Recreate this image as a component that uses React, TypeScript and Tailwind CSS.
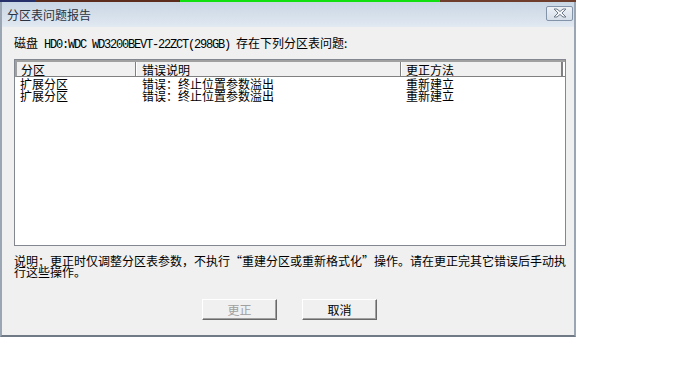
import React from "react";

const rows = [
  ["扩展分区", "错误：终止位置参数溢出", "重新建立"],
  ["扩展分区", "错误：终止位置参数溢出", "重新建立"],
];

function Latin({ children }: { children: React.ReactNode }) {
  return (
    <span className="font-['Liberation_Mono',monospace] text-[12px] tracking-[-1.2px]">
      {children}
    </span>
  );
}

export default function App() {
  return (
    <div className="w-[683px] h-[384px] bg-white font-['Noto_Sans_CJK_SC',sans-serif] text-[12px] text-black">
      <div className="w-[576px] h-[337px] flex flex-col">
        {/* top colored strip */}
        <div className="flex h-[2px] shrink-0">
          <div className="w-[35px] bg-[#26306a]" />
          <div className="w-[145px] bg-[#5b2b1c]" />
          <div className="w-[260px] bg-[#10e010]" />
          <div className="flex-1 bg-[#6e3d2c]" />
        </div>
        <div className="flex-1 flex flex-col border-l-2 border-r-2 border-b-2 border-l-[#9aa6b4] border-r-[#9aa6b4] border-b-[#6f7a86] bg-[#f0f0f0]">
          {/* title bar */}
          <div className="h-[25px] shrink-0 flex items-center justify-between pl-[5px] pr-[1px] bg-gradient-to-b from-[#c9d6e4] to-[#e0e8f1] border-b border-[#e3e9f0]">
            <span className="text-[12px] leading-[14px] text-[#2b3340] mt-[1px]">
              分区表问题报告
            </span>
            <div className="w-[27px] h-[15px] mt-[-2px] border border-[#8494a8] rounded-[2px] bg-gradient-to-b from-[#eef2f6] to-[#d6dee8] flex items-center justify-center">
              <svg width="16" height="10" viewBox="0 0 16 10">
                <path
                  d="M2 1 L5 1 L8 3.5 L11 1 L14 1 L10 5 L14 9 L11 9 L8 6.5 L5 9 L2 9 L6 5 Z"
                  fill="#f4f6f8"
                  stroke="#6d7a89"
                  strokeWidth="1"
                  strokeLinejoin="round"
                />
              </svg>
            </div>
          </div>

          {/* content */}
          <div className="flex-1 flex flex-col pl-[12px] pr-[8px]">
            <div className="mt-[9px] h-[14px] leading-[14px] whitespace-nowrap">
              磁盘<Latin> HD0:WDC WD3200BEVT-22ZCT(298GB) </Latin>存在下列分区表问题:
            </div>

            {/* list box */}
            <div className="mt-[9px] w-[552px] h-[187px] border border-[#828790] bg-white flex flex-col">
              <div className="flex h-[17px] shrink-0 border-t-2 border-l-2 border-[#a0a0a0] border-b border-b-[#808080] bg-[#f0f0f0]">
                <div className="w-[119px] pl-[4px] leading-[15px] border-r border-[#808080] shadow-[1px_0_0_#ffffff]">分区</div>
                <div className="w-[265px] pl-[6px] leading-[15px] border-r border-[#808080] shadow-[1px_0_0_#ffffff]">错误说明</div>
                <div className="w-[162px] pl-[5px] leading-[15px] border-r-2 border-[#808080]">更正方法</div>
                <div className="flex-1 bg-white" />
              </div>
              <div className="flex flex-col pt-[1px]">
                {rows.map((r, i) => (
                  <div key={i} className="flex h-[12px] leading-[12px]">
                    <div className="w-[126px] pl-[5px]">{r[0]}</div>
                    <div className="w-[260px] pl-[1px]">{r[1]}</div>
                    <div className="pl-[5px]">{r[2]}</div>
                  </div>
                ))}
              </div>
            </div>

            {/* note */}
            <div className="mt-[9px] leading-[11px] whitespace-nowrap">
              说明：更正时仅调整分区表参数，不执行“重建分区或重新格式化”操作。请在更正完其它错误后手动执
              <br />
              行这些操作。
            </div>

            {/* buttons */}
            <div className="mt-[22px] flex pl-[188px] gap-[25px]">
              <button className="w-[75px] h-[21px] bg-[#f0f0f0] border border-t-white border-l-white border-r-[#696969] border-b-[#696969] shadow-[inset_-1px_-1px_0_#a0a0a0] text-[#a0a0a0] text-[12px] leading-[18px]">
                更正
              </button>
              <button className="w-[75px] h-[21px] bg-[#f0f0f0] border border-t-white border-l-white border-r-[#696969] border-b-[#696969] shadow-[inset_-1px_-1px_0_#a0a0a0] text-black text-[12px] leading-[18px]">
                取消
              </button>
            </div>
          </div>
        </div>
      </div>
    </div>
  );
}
──────────────────────────────
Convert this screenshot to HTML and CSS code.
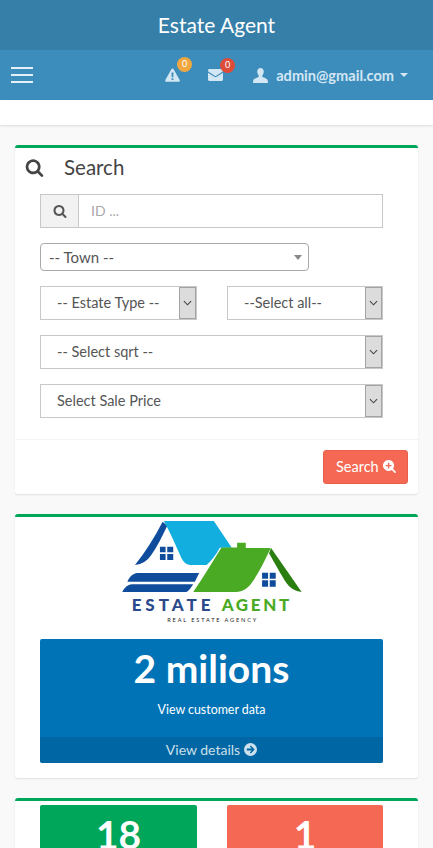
──────────────────────────────
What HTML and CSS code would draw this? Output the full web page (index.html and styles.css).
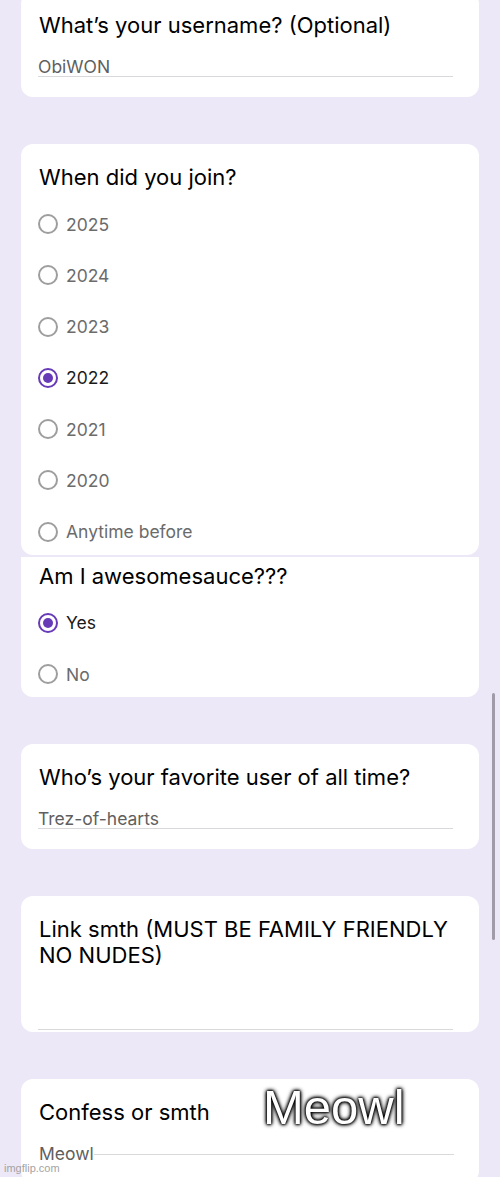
──────────────────────────────
## Written task
Pick out the lines containing the word "code" and show them.

## Full answer
Convert this screenshot to HTML and CSS code.
What HTML and CSS code would draw this? Output the full web page (index.html and styles.css).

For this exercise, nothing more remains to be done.